Faşizmi Yıkmak Özgürlüğe Ulaşmak
Birleşik gençlik mücadelesinin kuruluş kodları güncel mayasıyla oluşmuş ve geçmişinin de aslında böyle bir mirasla kurulduğunu bilmemiz bir kesintisizlik sağlamaktadır. Geçmişin militan mücadelesinin ‘71 devrimci atılımı ile doğrudan devleti ve sermayeyi hedeflemeye başlamasıyla gençlik kitlelerinin yaşadığı politik özneleşme devletin onlar üzerinde ki taktiksel olarak belirleyen olma halini de kırmıştır. Bugünün birleşik gençlik mücadelesinin kesintisiz devrimci taarruzu da en önemli karşılığını egemenlerin taktiksel olarak belirleyen olma halini kıracak güçtedir. En genel tespitler ışığında bakılırsa; gençliğin, özellikle yakın geçmişimizin mücadele tarihinde en önemli eksikliği devrimci ideolojik-pratik önderliğinin yoksunluğudur. Bu süre boyunca gençliğin devrimci öznesi bu önderlik pozisyonuna kendisini evirememişken sistemin saldırıları sonucu bir takım belli başlı yanlış mücadele anlayışları ortaya çıktı. Kendisini sistemin çizdiği sınırlar içine hapseden ve sadece muhalefetçi bir çizgi üzerinden güncel aktüel politika yorumlaması yapan bu anlayış artık mahkum olmaktadır. Bu sebeple gençliğin devrimci öznesi ve öncüsü haline gelecek olan birleşik mücadele yapısının tereddütsüz öne atılması gerekiyor. Özellikle ideolojik söylemin izdüşümü olan pratiklerin ayrışması şartını öne sürmek gerekmektedir. Bir itiraz geliştiremediğimiz ölçüde birleşik gençlik mücadelesi istediği hedeflerin altında kalacaktır. Ayrıca, faşizmi yıkma ve özgürlüğü kazanma iddiası birleşik gençlik mücadelesi için genel birleşik devrimci mücadelenin ihtiyaçları doğrultusunda kendisini sınıf ve diğer ezilenlerle bir araya getirme perspektifine sahip olursa anlam kazanır. Dev-Genç’lilerin üniversiteler kapatılınca şehir merkezlerinde ve köylerde işçi sınıfı ve köylülerle birlikte çalışıp onları politikleştirmeleri – hatta onlardan da öğrenmeleri- devrimci eylem ve fikirlerinde yenilikler yaratmıştır. Bugünün bir diğer ihtiyacı da birleşik gençlik mücadelesini büyütmek olduğu kadar onu yaparken de gençliğin militan bir yaratıcılık geliştirmesidir.

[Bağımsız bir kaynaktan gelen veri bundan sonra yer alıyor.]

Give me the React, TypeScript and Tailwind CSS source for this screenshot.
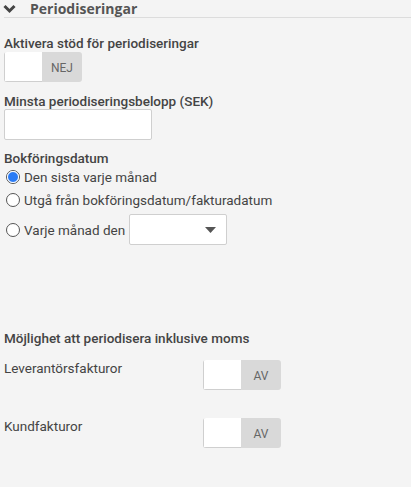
import React from "react";

function Toggle({ label }: { label: string }) {
  return (
    <div className="flex h-[30px] w-[78px] rounded-[3px] bg-[#d9d9d9] overflow-hidden">
      <div className="w-[38px] h-full bg-white border-l border-b border-[#cfcfcf]"></div>
      <div className="flex-1 flex items-center justify-center text-[12px] text-[#666] pt-[2px]">{label}</div>
    </div>
  );
}

function Radio({ checked }: { checked?: boolean }) {
  return (
    <span className="inline-flex w-[14px] h-[14px] rounded-full border border-[#555] items-center justify-center bg-white shrink-0">
      {checked && <span className="w-[10px] h-[10px] rounded-full bg-[#2a7bf5] border-[1.5px] border-white box-content"></span>}
    </span>
  );
}

export default function App() {
  return (
    <div className="w-[411px] h-[487px] bg-[#f4f4f4] text-[#444]" style={{ fontFamily: "Roboto, 'Noto Sans', sans-serif" }}>
      <div className="flex items-center h-[18px] ml-[4px] border-b border-[#dcdcdc]">
        <svg width="13" height="10" viewBox="0 0 13 10" className="-ml-[1px]">
          <path d="M1.5 2 L6.5 7 L11.5 2" stroke="#444" strokeWidth="3" fill="none" />
        </svg>
        <span className="ml-[14px] text-[14px] leading-[17px] font-bold text-[#555]" style={{ fontFamily: "'Open Sans', sans-serif" }}>Periodiseringar</span>
      </div>

      <div className="px-[4px]">
        <div className="mt-[17px] text-[13.5px] font-medium leading-[16px] text-[#444]">Aktivera stöd för periodiseringar</div>
        <div className="mt-[1px]">
          <Toggle label="NEJ" />
        </div>

        <div className="mt-[11px] text-[13.5px] font-medium leading-[16px]">Minsta periodiseringsbelopp (SEK)</div>
        <div className="mt-0 w-[148px] h-[31px] bg-white border border-[#cfcfcf] rounded-[2px]"></div>

        <div className="mt-[10px] text-[13.5px] font-medium leading-[16px]">Bokföringsdatum</div>
        <div className="mt-[1px] flex items-center gap-[4px] ml-[2px] text-[13.5px] text-[#444] leading-[20px]">
          <Radio checked />
          <span>Den sista varje månad</span>
        </div>
        <div className="mt-[3px] flex items-center gap-[4px] ml-[2px] text-[13.5px] text-[#444] leading-[20px]">
          <Radio />
          <span>Utgå från bokföringsdatum/fakturadatum</span>
        </div>
        <div className="mt-[4px] flex items-center ml-[2px] text-[13.5px] text-[#444] leading-[20px]">
          <Radio />
          <span className="ml-[4px]">Varje månad den</span>
          <div className="ml-[4px] w-[98px] h-[31px] bg-white border border-[#cfcfcf] rounded-[2px] flex items-center justify-end pr-[10px]">
            <svg width="11" height="6" viewBox="0 0 11 6"><path d="M0 0 L11 0 L5.5 6 Z" fill="#555" /></svg>
          </div>
        </div>

        <div className="mt-[85px] text-[13.5px] font-medium leading-[16px]">Möjlighet att periodisera inklusive moms</div>

        <div className="mt-[14px] flex items-start">
          <div className="w-[199px] text-[13.5px] text-[#444] leading-[16px]">Leverantörsfakturor</div>
          <Toggle label="AV" />
        </div>
        <div className="mt-[28px] flex items-start">
          <div className="w-[199px] text-[13.5px] text-[#444] leading-[16px]">Kundfakturor</div>
          <Toggle label="AV" />
        </div>
      </div>
    </div>
  );
}
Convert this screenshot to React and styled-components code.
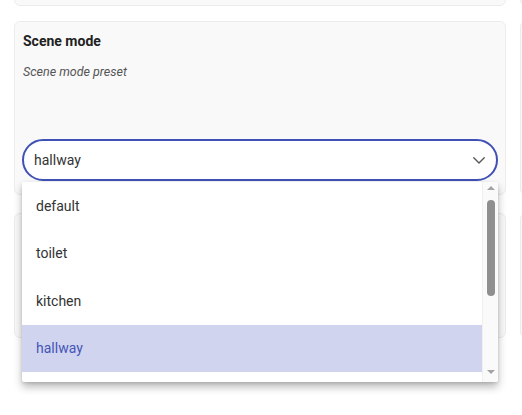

“Hiçbir yerdeyken her yerde olmak” felsefesinin geniş kitlelerde yer bulması için bugünden örgütlenmesi gereken “ciddiyet ve asabiyetin” sorusu, “gerçekten, sistemi yıkmak için sistemli mi hareket ediyoruz?” olmalıdır. Kadrolarını doğru konumlandırabilen, cesareti her alanda örgütleyen bir birleşik gençlik mücadelesi faşizmi yıkacak ve özgürlüğü kazanacak olan bir örgütlenmeyi bugünden merkezi olarak planlayacaktır. Devrimci eylemin gücünü örgütlülüğe dönüştürecek olan birleşik gençlik mücadelesi devrim ve sosyalizmin yıkılmaz dinamik kalesi olacaktır. Bu sebeple de faşizme karşı mücadelede yapacaklarının sınırı yoktur.